Editorial – Privatizar não é solução
A água é um direito, não um negócio
Há decisões que não se medem apenas por números, gráficos ou promessas de eficiência. Há escolhas que tocam o essencial da vida, como a água que corre nas torneiras, invisível no cotidiano, mas vital em cada gesto. Privatizar uma empresa pública de saneamento, como a Copasa, é mais do que uma decisão econômica: é uma definição sobre que tipo de sociedade queremos ser, uma que trata a água como mercadoria, ou como direito.
Nos últimos dias, o debate sobre a privatização da Copasa voltou a ganhar força aqui em nosso estado de Minas Gerais. A Assembleia Legislativa aprovou, em primeiro turno, uma Proposta de Emenda Constitucional (PEC) que retira a obrigatoriedade de consulta popular por meio de referendo para autorizar a venda da companhia e de outras estatais. A medida, considerada por críticos como um “atalho político”, abre caminho para acelerar o processo de privatização sem a participação direta da população, justamente quem mais depende dos serviços prestados pela empresa.
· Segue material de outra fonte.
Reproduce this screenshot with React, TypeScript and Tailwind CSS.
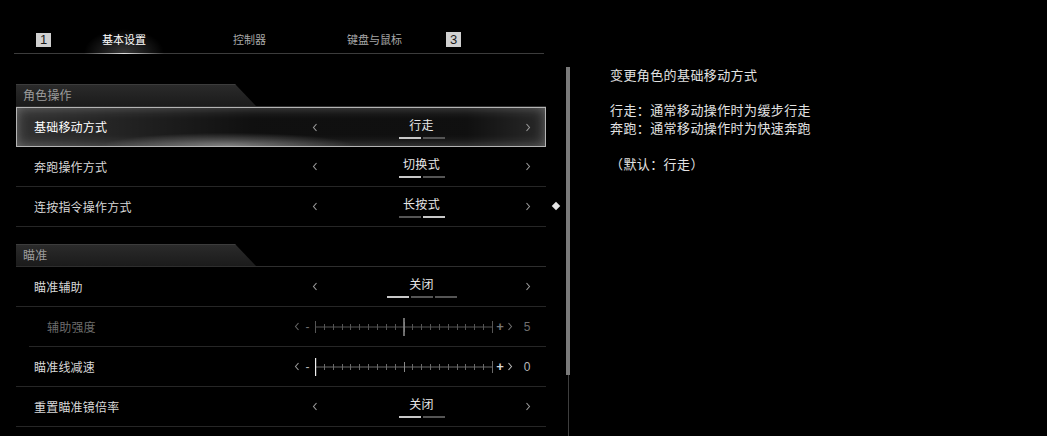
import React from "react";

const font = "font-['Noto_Sans_CJK_SC','Noto_Sans',sans-serif]";

function Chevron({ dir, color = "#9a9a9a" }: { dir: "l" | "r"; color?: string }) {
  return (
    <svg width="6" height="9" viewBox="0 0 6 9" className="block">
      <polyline
        points={dir === "l" ? "4.5,1 1.5,4.5 4.5,8" : "1.5,1 4.5,4.5 1.5,8"}
        fill="none"
        stroke={color}
        strokeWidth="1.1"
      />
    </svg>
  );
}

function Segments({ count, active }: { count: number; active: number }) {
  return (
    <div className="flex gap-[2px] mt-[4px]">
      {Array.from({ length: count }).map((_, i) => (
        <div key={i} className={i === active ? "w-[22px] h-[2px] bg-[#c8c8c8]" : "w-[22px] h-[2px] bg-[#555]"} />
      ))}
    </div>
  );
}

function Picker({ value, count, active }: { value: string; count: number; active: number }) {
  return (
    <div className="w-[221px] mr-[14px] flex items-center">
      <div className="w-[8px] flex justify-center"><Chevron dir="l" /></div>
      <div className="flex-1 flex flex-col items-center pt-[1px]">
        <span className="text-[12px] leading-[16px] text-[#e8e8e8] tracking-[0.3px]">{value}</span>
        <Segments count={count} active={active} />
      </div>
      <div className="w-[8px] flex justify-center"><Chevron dir="r" /></div>
    </div>
  );
}

function Track({ pos, dim }: { pos: number; dim: boolean }) {
  const w = 177;
  const step = w / 20;
  const tick = dim ? "#555" : "#6a6a6a";
  const thumbX = 0.5 + pos * step * 2;
  return (
    <svg width={w + 1} height="20" viewBox={`0 0 ${w + 1} 20`} className="block">
      <line x1="0.5" y1="10" x2={w + 0.5} y2="10" stroke={tick} strokeWidth="1" />
      {Array.from({ length: 21 }).map((_, i) => {
        const x = Math.round(i * step) + 0.5;
        const end = i === 0 || i === 20;
        const mid = i === 10;
        return (
          <line
            key={i}
            x1={x}
            x2={x}
            y1={end ? 4 : mid ? 5 : 7}
            y2={end ? 16 : mid ? 15 : 13}
            stroke={mid && !dim ? "#888" : tick}
            strokeWidth="1"
          />
        );
      })}
      <line
        x1={thumbX}
        x2={thumbX}
        y1="1"
        y2="19"
        stroke={dim ? "#8a8a8a" : "#f0f0f0"}
        strokeWidth={dim ? 1.6 : 1.4}
      />
    </svg>
  );
}

function Slider({ pos, value, dim }: { pos: number; value: string; dim: boolean }) {
  const c = dim ? "#6f6f6f" : "#b8b8b8";
  return (
    <div className="flex items-center mr-[14px]">
      <div className="w-[8px] flex justify-center"><Chevron dir="l" color={dim ? "#666" : "#999"} /></div>
      <div className={`w-[13px] text-center text-[12px] leading-[16px] font-['Liberation_Sans',sans-serif] ${dim ? "text-[#6f6f6f]" : "text-[#b8b8b8]"}`}>-</div>
      <div className="ml-[1px]"><Track pos={pos} dim={dim} /></div>
      <div className={`w-[14px] text-center text-[13px] leading-[16px] font-bold font-['Liberation_Sans',sans-serif] ${dim ? "text-[#777]" : "text-[#d8d8d8]"}`}>+</div>
      <div className="w-[6px] flex justify-center"><Chevron dir="r" color={c} /></div>
      <div className={`ml-[9px] w-[10px] text-center text-[12px] leading-[16px] font-['Liberation_Sans_Narrow','Liberation_Sans',sans-serif] ${dim ? "text-[#6f6f6f]" : "text-[#b8b8b8]"}`}>{value}</div>
    </div>
  );
}

function SectionHeader({ title }: { title: string }) {
  return (
    <div className="h-[23px] border-b border-[#2e2e2e]">
      <div className="h-full w-[240px] bg-[linear-gradient(to_bottom,#2b2b2b,#1b1b1b)] shadow-[inset_0_1px_0_#3c3c3c] [clip-path:polygon(0_0,219px_0,240px_100%,0_100%)] flex items-center pl-[7px]">
        <span className="text-[12px] leading-[16px] text-[#9c9c9c] tracking-[0.2px]">{title}</span>
      </div>
    </div>
  );
}

function Row({ label, children, indent, dim, selected }: { label: string; children: React.ReactNode; indent?: boolean; dim?: boolean; selected?: boolean }) {
  if (selected) {
    return (
      <div className="h-[40px] flex items-center border border-[#b4b4b4] bg-[#0b0b0b] shadow-[inset_0_0_12px_rgba(255,255,255,0.3)] bg-[radial-gradient(ellipse_24%_35%_at_40%_100%,rgba(255,255,255,0.38),transparent),linear-gradient(to_right,rgba(255,255,255,0.16),rgba(255,255,255,0.02)_45%,rgba(255,255,255,0.02)_85%,rgba(255,255,255,0.12))]">
        <span className="flex-1 pl-[17px] text-[12px] leading-[16px] text-white tracking-[0.2px]">{label}</span>
        <div className="-mr-[1px] flex">{children}</div>
      </div>
    );
  }
  return (
    <div className={`h-[40px] flex items-center border-b border-[#262626] ${indent ? "ml-[13px]" : ""}`}>
      <span className={`flex-1 text-[12px] leading-[16px] tracking-[0.2px] pl-[18px] ${dim ? "text-[#6c6c6c]" : "text-[#d8d8d8]"}`}>{label}</span>
      {children}
    </div>
  );
}

export default function App() {
  return (
    <div className={`w-[1047px] h-[436px] bg-black overflow-hidden flex ${font}`}>
      {/* left: settings list */}
      <div className="w-[546px] shrink-0 pl-[16px] flex flex-col">
        <div className="h-[54px] flex items-stretch border-b border-[#3c3c3c] mr-[2px] -ml-[2px] pl-[2px]">
          <div className="ml-[20px] pt-[33px]">
            <div className="w-[15px] h-[14px] bg-[#d0d0d0] text-[#1a1a1a] text-[13px] leading-[14px] text-center font-['Liberation_Sans_Narrow','Liberation_Sans',sans-serif]">1</div>
          </div>
          <div className="ml-[33px] w-[80px] pt-[31px] flex flex-col items-center bg-[radial-gradient(ellipse_50%_45%_at_50%_100%,rgba(255,255,255,0.22),transparent)] relative">
            <span className="text-[11px] leading-[16px] text-white">基本设置</span>
            <div className="absolute bottom-[-1px] left-0 right-0 h-[1px] bg-[linear-gradient(to_right,transparent,#e0e0e0,transparent)]" />
          </div>
          <div className="ml-[69px] pt-[31px] flex flex-col">
            <span className="text-[11px] leading-[16px] text-[#a8a8a8]">控制器</span>
          </div>
          <div className="ml-[81px] pt-[31px] flex flex-col">
            <span className="text-[11px] leading-[16px] text-[#a8a8a8]">键盘与鼠标</span>
          </div>
          <div className="ml-[44px] pt-[32px]">
            <div className="w-[15px] h-[15px] bg-[#d0d0d0] text-[#1a1a1a] text-[13px] leading-[15px] text-center font-['Liberation_Sans_Narrow','Liberation_Sans',sans-serif]">3</div>
          </div>
        </div>

        <div className="mt-[30px]">
          <SectionHeader title="角色操作" />
          <Row label="基础移动方式" selected>
            <Picker value="行走" count={2} active={0} />
          </Row>
          <Row label="奔跑操作方式">
            <Picker value="切换式" count={2} active={0} />
          </Row>
          <Row label="连按指令操作方式">
            <Picker value="长按式" count={2} active={1} />
          </Row>
        </div>

        <div className="mt-[17px]">
          <SectionHeader title="瞄准" />
          <Row label="瞄准辅助">
            <Picker value="关闭" count={3} active={0} />
          </Row>
          <Row label="辅助强度" indent dim>
            <Slider pos={5} value="5" dim />
          </Row>
          <Row label="瞄准线减速">
            <Slider pos={0} value="0" dim={false} />
          </Row>
          <Row label="重置瞄准镜倍率">
            <Picker value="关闭" count={2} active={0} />
          </Row>
        </div>
      </div>

      {/* focus marker */}
      <div className="w-[20px] shrink-0 pt-[203px] flex justify-center">
        <div className="w-[6px] h-[6px] bg-[#e6e6e6] rotate-45" />
      </div>

      {/* scrollbar */}
      <div className="w-[4px] shrink-0 pt-[67px] flex flex-col items-center">
        <div className="w-[4px] h-[308px] bg-[#7a7a7a]" />
        <div className="w-[1px] flex-1 bg-[#3e3e3e]" />
      </div>

      {/* description */}
      <div className="pl-[40px] pt-[66px] text-[13px] leading-[18px] tracking-[0.4px] text-[#e2e2e2]">
        <p>变更角色的基础移动方式</p>
        <p className="mt-[17px]">行走：通常移动操作时为缓步行走</p>
        <p>奔跑：通常移动操作时为快速奔跑</p>
        <p className="mt-[18px]">（默认：行走）</p>
      </div>
    </div>
  );
}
Entre os principais argumentos contrários à privatização estão os riscos de aumento das tarifas, agravamento da desigualdade e perda da soberania sobre um serviço essencial. Experiências em outros estados e países indicam que, quando o lucro se torna prioridade, o custo recai sobre o cidadão. Tarifas sobem, investimentos em regiões menos lucrativas diminuem, e o acesso universal à água e ao esgoto, um direito humano reconhecido pela ONU. fica ameaçado.
Casos em outros estados demonstram que a privatização do saneamento traz prejuízos à população. Em Ouro Preto (MG), moradores enfrentaram cortes e tarifas abusivas quando a empresa privada Saneouro assumiu o serviço. No Rio de Janeiro, após a venda da Cedae, o tratamento de esgoto caiu 7% e aumentaram as reclamações por falta d’água. Em Manaus, a privatização completou mais de 20 anos, e 80% da cidade ainda não tem esgotamento sanitário adequado. No Tocantins, o governo teve que reestatizar a Saneatins em 2013, após anos de piora nos indicadores.
Há ainda o temor de que a lógica do mercado substitua o compromisso social. Em áreas rurais, periferias e pequenos municípios, onde o retorno financeiro é menor, a presença do Estado é frequentemente o único que garante a continuidade do serviço.
Privatizar, nesse sentido, pode significar abandonar populações inteiras à própria sorte, comprometendo políticas públicas de saúde, meio ambiente e desenvolvimento humano.
A Copasa, ao longo de décadas, construiu um papel que vai além da prestação de serviço: tornou-se parte da infraestrutura social de Minas Gerais, levando água tratada e esgoto a comunidades onde o investimento privado dificilmente chegaria por iniciativa própria. Vender a empresa, portanto, não é apenas transferir um ativo, é abrir mão de um instrumento público de inclusão e planejamento.
Privatizar pode parecer uma solução rápida, mas os efeitos são profundos e, muitas vezes, irreversíveis. Num tempo em que a água se torna cada vez mais preciosa, entregar seu controle ao mercado é, no mínimo, um risco que exige mais debate, mais transparência e, sobretudo, mais escuta popular. Porque a água é de todos, e o que é de todos, não se vende.